Üç çeyrek saat sonra üstat yeniden belirmişti. “Kusura bakma biraz uzun sürdü, sıkılmadın ya?” diye sormuştu nazikçe. Ben ise abartılı bir teşekkürle uzattığı kitaba saldırmış, merakla birinci sayfayı açmıştım. Kelimesi kelimesine şunlar yazıyordu: “İzel Rozental’a sevgi ve dostlukla, 5 Mayıs 1996”.
Çarpılmıştım! Koskoca Ali Ulvi, bunun için mi beni tam kırk beş dakika boyunca salonunda bekletmişti? Açıklama gelmekte gecikmemişti. “Kitapta fazla hata var” demişti, “bunları düzeltmek biraz zaman alıyor.” Meğer karikatürlerin bazıları matbaa hatasından dolayı yarım ya da eksik basılmıştı. Ali Ulvi, bunları bir bir tamamlamış, hatalı olanlarıysa beyaz boyayla silerek baştan çizmişti. Elimde özgün bir yapıt duruyordu!
Kim derdi ki yıllar sonra, yeni çıkan kitabımı imzalarken benzer eylemde bulunacaktım? ‘Moda Sevgilim’ adlı kitabım, İstanbul 2010 etkinlikleri kapsamında yayınlandı. Kitaptaki dizgi ve baskı hataları yanı sıra, iki paragraf yazı buharlaşmış, yerine mükerrer olarak başka paragraflar konmuş! Kısaca, kitap çorba olmuş! Ben de çaresiz, okuru bulmaca çözmekten kurtarmak adına, mükerrer bölümleri siliyor, eksik bölümleri bir bir tamamlıyorum...

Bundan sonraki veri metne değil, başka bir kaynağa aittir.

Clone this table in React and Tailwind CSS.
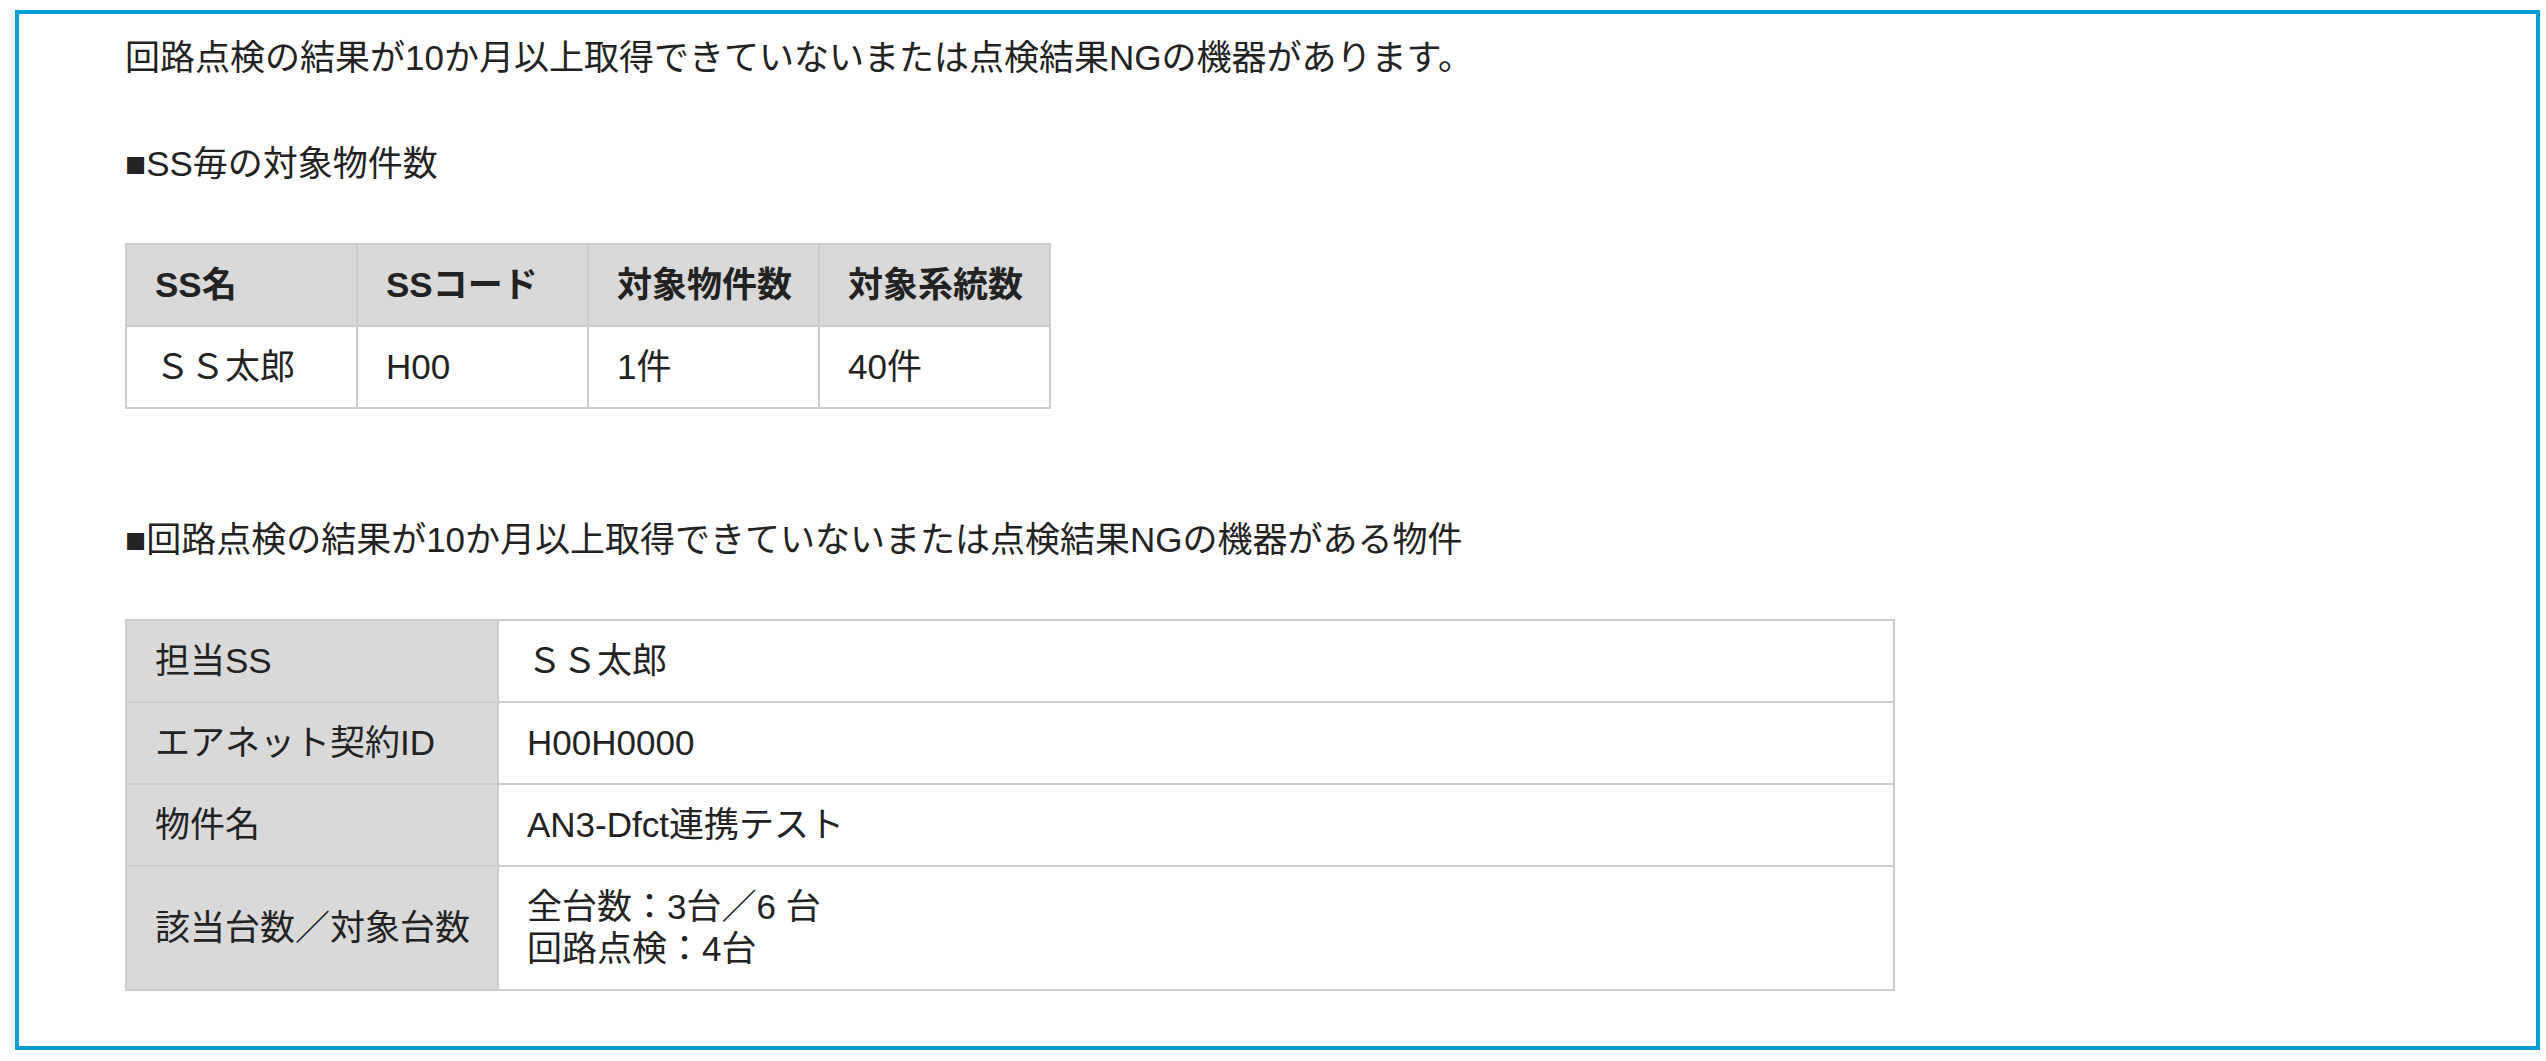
const summary = [{ name: 'ＳＳ太郎', code: 'H00', props: '1件', systems: '40件' }];

const detail = [
  { label: '担当SS', value: ['ＳＳ太郎'] },
  { label: 'エアネット契約ID', value: ['H00H0000'] },
  { label: '物件名', value: ['AN3-Dfct連携テスト'] },
  { label: '該当台数／対象台数', value: ['全台数：3台／6 台', '回路点検：4台'] },
];

const th = 'whitespace-nowrap border-2 border-[#cccccc] bg-[#d9d9d9] pl-[28px] pr-[12px] py-[19px] text-left font-bold';
const td = 'whitespace-nowrap border-2 border-[#cccccc] pl-[28px] pr-[12px] py-[19px] text-left font-normal';

export default function App() {
  return (
    <div
      className="min-h-screen bg-white pt-[10px] pl-[15px] pr-[6px] text-[35px] leading-[42px] text-[#222222]"
      style={{ fontFamily: '"Liberation Sans", "Noto Sans CJK JP", sans-serif' }}
    >
      <div className="box-border h-[1040px] border-4 border-[#0a9fd4] pl-[106px] pt-[23px]">
        <p>回路点検の結果が10か月以上取得できていないまたは点検結果NGの機器があります。</p>

        <p className="mt-[64px]">■SS毎の対象物件数</p>

        <table className="mt-[58px] w-[926px] table-fixed border-collapse">
          <thead>
            <tr>
              <th className={th}>SS名</th>
              <th className={th}>SSコード</th>
              <th className={th}>対象物件数</th>
              <th className={th}>対象系統数</th>
            </tr>
          </thead>
          <tbody>
            {summary.map((r) => (
              <tr key={r.code}>
                <td className={td}>{r.name}</td>
                <td className={td}>{r.code}</td>
                <td className={td}>{r.props}</td>
                <td className={td}>{r.systems}</td>
              </tr>
            ))}
          </tbody>
        </table>

        <p className="mt-[110px]">■回路点検の結果が10か月以上取得できていないまたは点検結果NGの機器がある物件</p>

        <table className="mt-[58px] w-[1770px] table-fixed border-collapse">
          <colgroup>
            <col className="w-[372px]" />
            <col />
          </colgroup>
          <tbody>
            {detail.map((r) => (
              <tr key={r.label}>
                <th className={`${th} font-normal`}>{r.label}</th>
                <td className={td}>
                  {r.value.map((line) => (
                    <div key={line}>{line}</div>
                  ))}
                </td>
              </tr>
            ))}
          </tbody>
        </table>
      </div>
    </div>
  );
}
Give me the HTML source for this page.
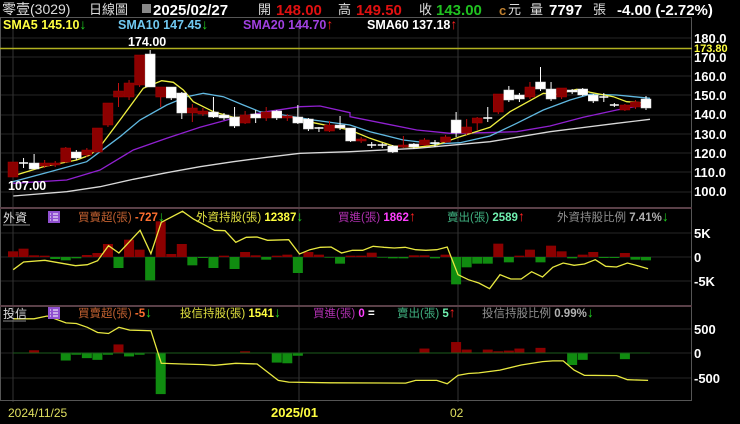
<!DOCTYPE html><html><head><meta charset="utf-8"><style>
html,body{margin:0;padding:0;background:#000;width:740px;height:424px;overflow:hidden}
svg{display:block}
text{font-family:"Liberation Sans","Noto Sans CJK TC",sans-serif}
.b{font-weight:bold}
.a{font-size:14px;font-weight:bold}
</style></head><body>
<svg id="s" width="740" height="424" xmlns="http://www.w3.org/2000/svg">
<rect width="740" height="424" fill="#000"/>
<g id="grid"></g>
<g id="draw"></g>
<!-- header -->
<text x="2" y="14" font-size="14" fill="#ddd" font-family="Liberation Serif,Noto Serif CJK SC,serif">零壹(3029)</text>
<text x="89" y="14" font-size="13" fill="#ddd">日線圖</text>
<rect x="142" y="4" width="9" height="9" fill="#888"/>
<text x="153" y="15" font-size="15" class="b" fill="#fff">2025/02/27</text>
<text x="258" y="14" font-size="13" fill="#ddd">開</text>
<text x="276" y="15" font-size="15" class="b" fill="#e01010">148.00</text>
<text x="338" y="14" font-size="13" fill="#ddd">高</text>
<text x="356" y="15" font-size="15" class="b" fill="#e01010">149.50</text>
<text x="419" y="14" font-size="13" fill="#ddd">收</text>
<text x="436" y="15" font-size="15" class="b" fill="#20c020">143.00</text>
<text x="499" y="15" font-size="13" class="b" fill="#c08030">c</text>
<text x="508" y="14" font-size="13" fill="#ddd">元</text>
<text x="530" y="14" font-size="13" fill="#ddd">量</text>
<text x="549" y="15" font-size="15" class="b" fill="#fff">7797</text>
<text x="593" y="14" font-size="13" fill="#ddd">張</text>
<text x="617" y="15" font-size="15" class="b" fill="#fff">-4.00 (-2.72%)</text>
<text x="3" y="29" font-size="12.5" class="b" fill="#ffff40">SMA5 145.10<tspan class="a" fill="#20d020">↓</tspan></text>
<text x="118" y="29" font-size="12.5" class="b" fill="#70c8f0">SMA10 147.45<tspan class="a" fill="#20d020">↓</tspan></text>
<text x="243" y="29" font-size="12.5" class="b" fill="#a040e0">SMA20 144.70<tspan class="a" fill="#ff2020">↑</tspan></text>
<text x="367" y="29" font-size="12.5" class="b" fill="#fff">SMA60 137.18<tspan class="a" fill="#ff2020">↑</tspan></text>
<text x="128" y="46" font-size="12.5" class="b" fill="#fff">174.00</text>
<text x="8" y="190" font-size="12.5" class="b" fill="#fff">107.00</text>
<!-- panel headers -->
<text x="3" y="222" font-size="12" fill="#ddd">外資</text>
<line x1="3" y1="225" x2="30" y2="225" stroke="#888"/>
<rect x="48" y="211" width="12" height="12" fill="#9050d0"/>
<path d="M50 214h1M53 214h5M50 217h1M53 217h5M50 220h1M53 220h5" stroke="#fff" stroke-width="1"/>
<text x="78" y="221" font-size="11.5" fill="#c06030">買賣超(張) <tspan class="b" fill="#ff7030">-727</tspan><tspan class="a" fill="#20d020">↓</tspan></text>
<text x="196" y="221" font-size="11.5" fill="#e0e040">外資持股(張) <tspan class="b" fill="#ffff40">12387</tspan><tspan class="a" fill="#20d020">↓</tspan></text>
<text x="338" y="221" font-size="11.5" fill="#b030b0">買進(張) <tspan class="b" fill="#ff40ff">1862</tspan><tspan class="a" fill="#ff2020">↑</tspan></text>
<text x="447" y="221" font-size="11.5" fill="#40b080">賣出(張) <tspan class="b" fill="#70f0b0">2589</tspan><tspan class="a" fill="#ff2020">↑</tspan></text>
<text x="557" y="221" font-size="11.5" fill="#909090">外資持股比例 <tspan class="b" fill="#b0b0b0">7.41%</tspan><tspan class="a" fill="#20d020">↓</tspan></text>
<text x="3" y="318" font-size="12" fill="#ddd">投信</text>
<line x1="3" y1="321" x2="26" y2="321" stroke="#888"/>
<rect x="48" y="307" width="12" height="12" fill="#9050d0"/>
<path d="M50 310h1M53 310h5M50 313h1M53 313h5M50 316h1M53 316h5" stroke="#fff" stroke-width="1"/>
<text x="78" y="317" font-size="11.5" fill="#c06030">買賣超(張) <tspan class="b" fill="#ff7030">-5</tspan><tspan class="a" fill="#20d020">↓</tspan></text>
<text x="180" y="317" font-size="11.5" fill="#e0e040">投信持股(張) <tspan class="b" fill="#ffff40">1541</tspan><tspan class="a" fill="#20d020">↓</tspan></text>
<text x="313" y="317" font-size="11.5" fill="#b030b0">買進(張) <tspan class="b" fill="#ff40ff">0</tspan> <tspan class="b" fill="#fff">=</tspan></text>
<text x="397" y="317" font-size="11.5" fill="#40b080">賣出(張) <tspan class="b" fill="#70f0b0">5</tspan><tspan class="a" fill="#ff2020">↑</tspan></text>
<text x="482" y="317" font-size="11.5" fill="#909090">投信持股比例 <tspan class="b" fill="#b0b0b0">0.99%</tspan><tspan class="a" fill="#20d020">↓</tspan></text>
<!-- right axis -->
<g font-size="13" class="b" fill="#fff">
<text x="694" y="43">180.0</text><text x="694" y="62">170.0</text><text x="694" y="81">160.0</text><text x="694" y="100">150.0</text><text x="694" y="119">140.0</text><text x="694" y="139">130.0</text><text x="694" y="158">120.0</text><text x="694" y="177">110.0</text><text x="694" y="196">100.0</text>
<text x="694" y="238">5K</text><text x="694" y="262">0</text><text x="694" y="286">-5K</text>
<text x="694" y="334">500</text><text x="694" y="358">0</text><text x="694" y="383">-500</text>
</g>
<text x="694" y="52" font-size="11" class="b" fill="#ffff40">173.80</text>
<text x="8" y="417" font-size="12" fill="#e0e060">2024/11/25</text>
<text x="271" y="417" font-size="13" class="b" fill="#ffff40">2025/01</text>
<text x="450" y="417" font-size="12" fill="#e0e060">02</text>
</svg>
<script>
var NS="http://www.w3.org/2000/svg",D=document.getElementById('draw'),G=document.getElementById('grid');
function el(p,t,a){var e=document.createElementNS(NS,t);for(var k in a)e.setAttribute(k,a[k]);p.appendChild(e);return e}
var X=function(i){return 13+i*10.55};
[38,57,76,95,115,134,153,172,192].forEach(function(y){el(G,'line',{x1:0,y1:y,x2:692,y2:y,stroke:'#262626'})});
[233,257,281,329,353,378].forEach(function(y){el(G,'line',{x1:0,y1:y,x2:692,y2:y,stroke:'#262626'})});
[13,299,458].forEach(function(x){el(G,'line',{x1:x,y1:18,x2:x,y2:402,stroke:'#333'})});
el(G,'rect',{x:0.5,y:17.5,width:691,height:383,fill:'none',stroke:'#555'});
[208,306].forEach(function(y){el(G,'line',{x1:0,y1:y,x2:692,y2:y,stroke:'#5a4048','stroke-width':2})});
el(G,'line',{x1:0,y1:48.5,x2:692,y2:48.5,stroke:'#b0b020','stroke-width':1.5});
var C=[[162,177,162,177,'r'],[163,163,158,168,'x'],[163,169,154,169,'w'],[163,166,160,168,'r'],[163,165,161,167,'r'],[148,162,147,163,'r'],[152,158,150,160,'w'],[150,155,148,157,'r'],[128,152,128,152,'r'],[103,125,103,127,'r'],[91,97,83,107,'r'],[83,97,80,100,'r'],[55,85,55,87,'r'],[54,87,50,87,'w'],[87,97,87,107,'r'],[87,98,87,100,'w'],[93,113,92,119,'w'],[108,113,104,122,'r'],[111,114,108,116,'r'],[112,117,97,118,'w'],[115,118,113,120,'w'],[117,126,107,128,'w'],[115,123,111,124,'r'],[114,118,110,123,'w'],[112,118,107,121,'r'],[111,118,110,120,'w'],[116,118,114,121,'r'],[117,123,105,124,'w'],[119,129,118,131,'w'],[128,130,127,132,'x'],[125,131,121,132,'r'],[125,128,116,130,'w'],[128,141,128,142,'w'],[139,141,137,143,'r'],[145,145,142,148,'x'],[145,145,143,148,'x'],[146,152,145,153,'w'],[145,147,136,148,'r'],[144,147,143,149,'w'],[140,145,138,146,'r'],[143,143,140,147,'x'],[137,142,135,143,'r'],[120,133,112,137,'w'],[127,133,119,135,'r'],[118,123,117,130,'r'],[118,118,107,122,'x'],[94,112,94,114,'r'],[90,100,86,102,'w'],[95,99,93,102,'w'],[87,97,82,99,'r'],[82,89,67,91,'w'],[89,99,82,101,'w'],[88,97,88,99,'r'],[90,92,89,94,'w'],[89,95,88,96,'w'],[95,101,94,103,'w'],[97,97,93,102,'x'],[105,105,103,107,'x'],[105,110,104,111,'r'],[102,107,100,109,'r'],[99,108,96,110,'w']];
function poly(pts,col,sx,sy,ox,oy){var s=pts.map(function(p){return (ox+p[0]/sx).toFixed(1)+','+(oy+p[1]/sy).toFixed(1)}).join(' ');el(D,'polyline',{points:s,fill:'none',stroke:col,'stroke-width':1.3})}
var z4=function(a){return a.map(function(p){return [p[0]/3,40+p[1]/3]})},z5=function(a){return a.map(function(p){return [350+p[0]/3,40+p[1]/3]})};
function ma(a,b,col){poly(z4(a).concat(z5(b)),col,1,1,0,0)}
ma([[40,468],[200,455],[300,440],[400,418],[500,398],[600,380],[700,365],[800,352],[900,340],[1050,335]],[[0,335],[200,325],[420,305],[600,275],[800,250],[900,238]],'#d8d8d8');
ma([[40,430],[200,420],[300,390],[400,330],[500,295],[600,262],[700,235],[800,215],[900,200],[960,198],[1050,218]],[[0,230],[100,250],[200,270],[300,280],[400,278],[500,275],[600,258],[700,232],[800,210],[900,192]],'#9020d0');
ma([[38,425],[150,395],[260,365],[300,335],[360,290],[420,240],[500,195],[560,170],[610,160],[670,170],[730,195],[780,215],[850,225],[940,240],[1050,255]],[[0,255],[60,275],[160,300],[260,312],[330,308],[420,288],[500,250],[580,210],[660,180],[720,163],[800,165],[900,175]],'#60b8e0');
ma([[38,408],[130,380],[230,360],[270,345],[300,320],[360,240],[430,145],[485,122],[520,127],[550,150],[580,185],[640,215],[700,232],[800,232],[870,230],[940,248],[1050,270]],[[0,270],[60,295],[130,318],[200,322],[260,315],[330,290],[420,262],[480,215],[580,160],[620,163],[680,148],[720,157],[790,170],[830,185],[900,190]],'#f0f040');
C.forEach(function(c,i){var x=X(i);var col=c[4]=='r'?'#8c0000':'#ffffff';
 el(D,'line',{x1:x,y1:c[2],x2:x,y2:c[3],stroke:c[4]=='r'?'#c01010':'#fff','stroke-width':1});
 if(c[4]=='x')el(D,'line',{x1:x-4.5,y1:c[0],x2:x+4.5,y2:c[0],stroke:'#fff','stroke-width':1.5});
 else el(D,'rect',{x:x-5,y:c[0],width:10,height:Math.max(1.5,c[1]-c[0]),fill:col,stroke:c[4]=='r'?'#a00':'#ddd','stroke-width':0.5});
});
var F=[17,25,5,4,-6,-10,-4,6,12,39,-33,52,22,-70,107,9,39,-25,-3,-33,4,-36,15,5,-8,4,7,-48,15,7,-2,-20,4,4,13,-2,-4,-4,5,5,-4,7,-82,-31,-20,-20,40,-16,4,22,-16,34,17,-4,7,15,-3,-3,12,-8,-10];
F.forEach(function(v,i){var h=v/3,x=X(i);el(D,'rect',{x:x-5,y:v>0?257-h:257,width:10,height:Math.abs(h),fill:v>0?'#8c0000':'#108c10'})});
var FL=[[28,210],[50,187],[95,182],[160,198],[185,195],[207,183],[230,138],[252,160],[297,92],[320,162],[342,68],[387,35],[410,58],[455,92],[477,93],[500,128],[522,113],[545,112],[567,122],[612,120],[635,163],[657,150],[679,143],[702,142],[724,160],[747,152],[769,152],[791,140],[814,143],[836,145],[859,143],[881,150],[903,152],[926,150],[948,142],[971,225],[993,240],[1015,250],[1038,267],[1060,225],[1083,238],[1105,238],[1127,216],[1150,232],[1172,203],[1194,190],[1217,197],[1239,193],[1262,180],[1284,200],[1307,202],[1330,190],[1352,198],[1374,207]];
poly(FL.map(function(p){return [p[0],p[1]-172]}),'#e8e840',2.12,3,0,257);
var T={2:8,5:-22,6:-5,7:-15,8:-20,9:-5,10:25,11:-10,12:-5,14:-120,22:5,25:-28,26:-30,27:-8,39:13,42:32,43:10,45:10,46:5,47:7,48:13,50:15,53:-35,54:-20,58:-18};
for(var k in T){var v=T[k],h=v/2.92,x=X(+k);el(D,'rect',{x:x-5,y:v>0?353-h:353,width:10,height:Math.abs(h),fill:v>0?'#8c0000':'#108c10'})}
el(D,'line',{x1:13,y1:353,x2:650,y2:353,stroke:'#1c5c1c','stroke-width':1});
var TL=[[28,60],[72,60],[100,52],[140,72],[162,74],[185,85],[207,100],[230,103],[252,85],[275,93],[320,95],[342,190],[387,192],[432,194],[455,196],[500,190],[545,192],[590,240],[612,245],[700,247],[860,248],[881,240],[926,240],[948,250],[971,225],[993,220],[1015,218],[1060,210],[1105,195],[1150,185],[1172,183],[1194,183],[1217,210],[1239,225],[1307,226],[1330,238],[1374,240]];
poly(TL.map(function(p){return [p[0],p[1]-160]}),'#e8e840',2.12,2.92,0,353);
</script>
</body></html>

Bundan önceki kitabım (Dikkat!Buda) ise imla hatalarıyla doluydu. Kitaptaki bütün inceltme işaretleri uçmuş, de’ler da’lar birleşmiş, ‘tabii’ler tabi’ye, noktalı virgüller virgüle, özel isimler cinse dönüşmüştü. O kadar ki, şikâyetçi bir okurumu tazmin için eski kitaplarımdan birini postalamak gereğini duymuştum.
Bir dostum, “Amma da mükemmeliyetçisin!” dedi. Değilim. Sadece okuruma saygı duyuyorum... Bir başka dostum, her nedense beni övme gereğini duyumsadı: “Türkçeyi ne güzel kullanıyorsun, ana dilin gibi” dedi. Şaka gibi! “Sen de çok iyi Türkçe konuşuyorsun” diye yanıtlamak zorunda kaldım. Türkçeyi ana dil olarak kullanmak, sanki başka ana dilim varmış gibi!
Kimisi yazılarımı Art Buchwald’a, kimisi de Ephrahim Kishon’a benzeterek iltifat eder. Alındığımı belli etmem. Oysa ki en güzel iltifat Yayın Koordinatörüm Tilda Levi’den gelmiştir: Bir defasında “İzel gibi yazmışsın” dedi. Bundan güzel övgü olabilir mi? Kendim gibi yazmak...
Buraya kadar okuma sabrını gösteren nazik okur, merak etmişsindir Şalom’a övgü bu yazının neresinde diye? Şu elinde tuttuğun gazeteyi bir incele bakalım. Kaç tane Türkçe, imla veya baskı hatası bulacaksın? Bulacağın her hata karşılığında bir yıllık abonelik ücretin benden!